A NEW school with space for 480 pupils was promised for Hereford in 1937, amid concerns that pupils were not being educated "in proper hygienic conditions" or in effective class sizes.
The proposed new school for senior boys, to be built in the Whitecross area of Hereford, would help relieve pressure on the oversubscribed Scudamore School and Holmer School, it was hoped.
But it was not until January 1955 that the new Whitecross School was opened, at a cost of £140,000.
The Bagallay Street school was described by the Hereford Times at the time as having "gay colour schemes and modern equipment", with a colour scheme (Arctic blue, primrose, Paris grey, and French beige), described as being "colours one might expect to find brightening an actress's boudoir, but not a school".
The first school of prefabricated construction to be built in the county, Whitecross opened with eleven classrooms, a science laboratory, and rooms for arts and crafts, woodwork, metalwork, and more.
It also had a gymnasium and school hall described as "the most handsome in the city", kitchens with equipment "that would not disgrace a first-class hotel", and a library.
But trouble was on the horizon for the new school, with headmaster Mr Weston telling a parent-teacher association meeting that it was suffering from "acute overcrowding" just three years after opening.
The school, it was reported, already had over 200 more pupils than it had been built to accommodate, with around 700 on the roll, and classes taking place in the hall.

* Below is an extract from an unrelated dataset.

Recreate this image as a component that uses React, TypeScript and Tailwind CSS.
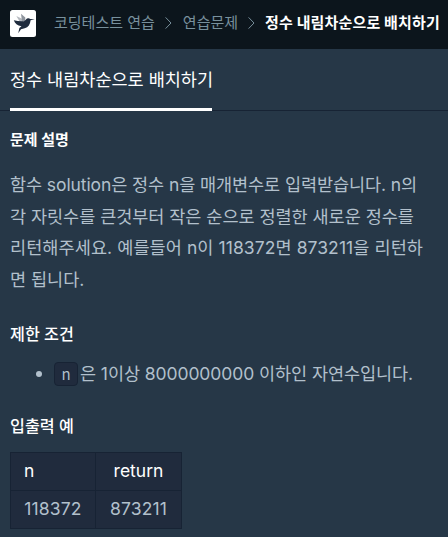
const crumbs = ["코딩테스트 연습", "연습문제"];

const description = [
  { text: "함수 solution은 정수 n을 매개변수로 입력받습니다. n의", tracking: "tracking-[-0.09px]" },
  { text: "각 자릿수를 큰것부터 작은 순으로 정렬한 새로운 정수를", tracking: "tracking-[-0.03px]" },
  { text: "리턴해주세요. 예를들어 n이 118372면 873211을 리턴하", tracking: "tracking-[0.08px]" },
  { text: "면 됩니다.", tracking: "tracking-normal" },
];

const Logo = () => (
  <svg viewBox="0 0 26 27" className="w-[26px] h-[27px] shrink-0">
    <rect width="26" height="27" rx="2.5" fill="#fff" />
    <path d="M6.3 6 13.5 9.6 13 12 10 12Z" fill="#b5b9bf" />
    <path d="M11 3.8 15.3 7.5 15.2 11 12 11.5Z" fill="#8f959e" />
    <path
      d="M3.8 10.2C7.5 11.2 11 11.6 14 11.2C15.5 10.8 16 8.8 17.8 8.3C18.7 8 19.5 8.3 20.2 8.9L24.8 9.3L20.6 10.2C20.2 14.2 18.4 17.2 14.7 18.3L11 19.3L8.2 23.2L9.4 18L11.5 16.2C7.3 15.6 5 13.8 3.8 10.2Z"
      fill="#1f2b3d"
    />
  </svg>
);

const Chevron = () => (
  <svg
    viewBox="0 0 7 12"
    fill="none"
    stroke="#78909c"
    strokeWidth="1"
    className="w-[7px] h-3 shrink-0"
  >
    <path d="M.6.4 6 6 .6 11.6" />
  </svg>
);

const App = () => {
  return (
    <div className="w-[448px] h-[537px] overflow-hidden bg-[#263747] font-['Inter','Noto_Sans_CJK_KR',sans-serif] text-[#b2c0cc]">
      <header className="flex items-center h-[49px] pl-[10px] pb-[3px] bg-[#0c151c] text-[15px] leading-6 whitespace-nowrap">
        <Logo />
        <nav className="flex items-center ml-[18px]">
          {crumbs.map((crumb) => (
            <div key={crumb} className="flex items-center gap-[10px] mr-[11px] text-[#78909c]">
              <span>{crumb}</span>
              <Chevron />
            </div>
          ))}
          <span className="-ml-px font-bold tracking-[0.15px] text-white">
            정수 내림차순으로 배치하기
          </span>
        </nav>
      </header>

      {/* Tab */}
      <div className="flex h-[62px] pl-[10px] border-b border-[#172334]">
        <h1 className="w-[202px] h-[62px] pt-[18px] border-b-3 border-white text-[17.5px] leading-[26px] font-normal text-white whitespace-nowrap">
          정수 내림차순으로 배치하기
        </h1>
      </div>

      <main className="px-[10px] pt-[17px]">
        <h2 className="text-[15px] leading-6 font-bold text-white">문제 설명</h2>
        <p className="mt-[17px] text-[17.5px] leading-[31.5px] whitespace-nowrap">
          {description.map(({ text, tracking }) => (
            <span key={text} className={`block ${tracking}`}>
              {text}
            </span>
          ))}
        </p>

        <h3 className="mt-[27px] text-[16.2px] leading-6 font-medium text-white">제한 조건</h3>
        <ul className="mt-[12px]">
          <li className="flex items-center h-8 pl-[26px] text-[17.5px] whitespace-nowrap">
            <span className="size-[6px] mr-3 rounded-full bg-[#b2c0cc]" />
            <code className="flex items-center justify-center w-6 h-6 mr-[2px] rounded border border-[#172334] bg-[#202b3d] font-['Noto_Sans_CJK_KR'] text-[15px]">
              n
            </code>
            <span className="tracking-[-0.08px]">은 1이상 8000000000 이하인 자연수입니다.</span>
          </li>
        </ul>

        <h3 className="mt-[24px] text-[16.2px] leading-6 font-medium text-white">입출력 예</h3>
        <table className="mt-[14px] w-[172px] table-fixed border-collapse bg-[#202b3d] text-[17.5px]">
          <thead>
            <tr className="h-[38px] text-white">
              <th className="w-[85px] border border-[#172334] pl-[13px] text-left font-normal">n</th>
              <th className="border border-[#172334] font-normal">return</th>
            </tr>
          </thead>
          <tbody>
            <tr className="h-[38px] tracking-[0.15px]">
              <td className="border border-[#172334] text-center">118372</td>
              <td className="border border-[#172334] text-center">873211</td>
            </tr>
          </tbody>
        </table>
      </main>
    </div>
  );
};

export default App;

By 1959, the number of pupils had risen again to more than 800, with the staff room converted to a form room, two forms sharing the hall, and some lessons taking place at the Holy Trinity Institute and the Scudamore school.
Extensions were planned to cope with the numbers at a cost of £74,000 but, ahead of their completion in 1964, headmaster Mr Weston warned that the school still would not have enough space.
However another big change was on the way, as discussions over whether to build a new school for girls in the city or to turn Whitecross into a co-educational school going back and forth through the 1960s and early 1970s.
Parents were asked whether they really wanted their sons to be educated with girls in 1969, the Hereford Times reported.
But whatever their responses were, girls would finally be admitted to the school for the first time in 1973, with 70 first-year girls joining that year's intake.
New extensions had been under construction to accommodate the girls, with the school saying it would also need further space to provide "substantial home economics facilities" for the girls.
By the early 2000s, space constraints were again proving a problem at the old school, and plans for a £14 million move to a new site, with accommodation for 900 pupils, was approved in 2002.
Contractors were given the go-ahead to start work on the new school in 2005, with the move to the new site off Three Elms Road, initially hoped to take place in 2005, taking place in 2006.